Fostering Dogs

Discussion in 'Off-Topic & Chit Chat' started by Mr-Remington, Jun 19, 2012.

  1. Mr-Remington Experienced Member

    I want to start fostering dogs when Remi gets a little older. But was wondering if its a tough process to get approved by the rescue groups and everything. Will having two dogs matter? Or any other animals for that matter. This has been something I've been wanting to do for a while, and am just afraid any group I try will say no. I might be getting my own place soon, and was wondering what I should do now to prepare for something like that, before I contact any rescue groups. I might be over thinking everything, but I'd rather be safe the sorry when it comes time.(y)
    tigerlily46514 and Dogster like this.

  2. sara Moderator

    Every rescue group is different, however, most of the time, it's easier to get approved for foster than to adopt LOL. Pick a group you would like to foster for, then download their foster application (assuming they have on online) look it over. Most groups prefer that you have other animals, it helps the dog socialize and it helps the group learn what the dog is like.
  3. tigerlily46514 Honored Member

    WONDERFUL!! :D The world needs more ppl like you!!

    Yes, Sara is right.
    Contact your local rescue group, (there are usually several to choose from)
    and talk to them. Explain you are a rookie at this, so you will get an easier dog. (i'd assume they'd know that, but, just to be sure they don't send you home with a dog with major issues on your first time).
    Also, if you are young person, before you fill your home up with more dogs, do consider what your life will be like in 5 years...or 10 years.
    Fostering usually has option, if you get in dire pinch, the dogs you foster can, with some effort and time, be rehomed to another foster, but, it's work. My point is, if you are going to be leaving for college,
    or taking on new carreer where you travel or work 40+ hours a week,
    or will studying/working/partying/dating a lot/having roommates or sweeties who are allergic to dogs, etc, etc, it's only fair to you, and to the dogs, to consider how your life might be different in a few years....... than it is now.
    however,
    fostering is usually a temporary situation, one dog at a time,
    not a long term thing anyway.
    Dogster likes this.
  4. tigerlily46514 Honored Member

    also, there are many ways one can help out dogs in need, even if a person can't foster one.
    One can participate in driving dogs from one place to another,
    volunteering at the dog pound, whether it's cleaning or helping play with or train the dogs,
    donating to the dog pounds, etc etc.
    Lots of ways to pitch in and help various rescue orgs, from paper work to making calls, "Rescue Festivals", when they need extra hands to display dogs in need in front of Petsmart, etc,
    even doing home visits for screening the applicants (not good idea for young, i'd think in pairs is safer).
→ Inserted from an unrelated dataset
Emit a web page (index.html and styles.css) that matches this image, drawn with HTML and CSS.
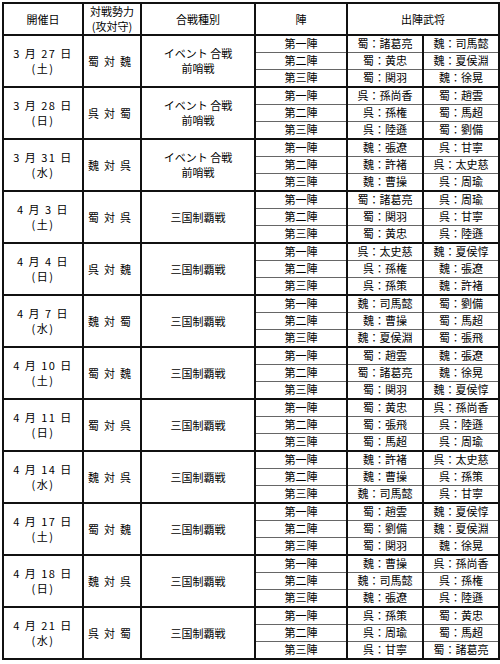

    lots of ways to help out dogs in need.
    Dogster likes this.
  5. Mr-Remington Experienced Member

    I'm 18 but I already run a business with my mom, been doing it since I was 11 but am now old enough by state laws and such. We do in home daycare, but its in a different part of the then where we live. So I am home all day, unless going some where with the kids. If I go to college it will be community. Any career I try to take on will be hopefully have to do with dogs. //partying/dating a lot// :ROFLMAO: I have no desire for partying. I am such an awkward person that is that last thing on my mind (I live for my dog and my roommates) . I've also been with someone for 2 years, and am happy so hopefully it will stay that way. :) I feel like I have a pretty easy going life and now is a good time for it. I am considering the future as you said. But I'm hoping now is a good time in my life to finally do it. BUT none the less I've got some thinking to do! :rolleyes:
    Dogster and tigerlily46514 like this.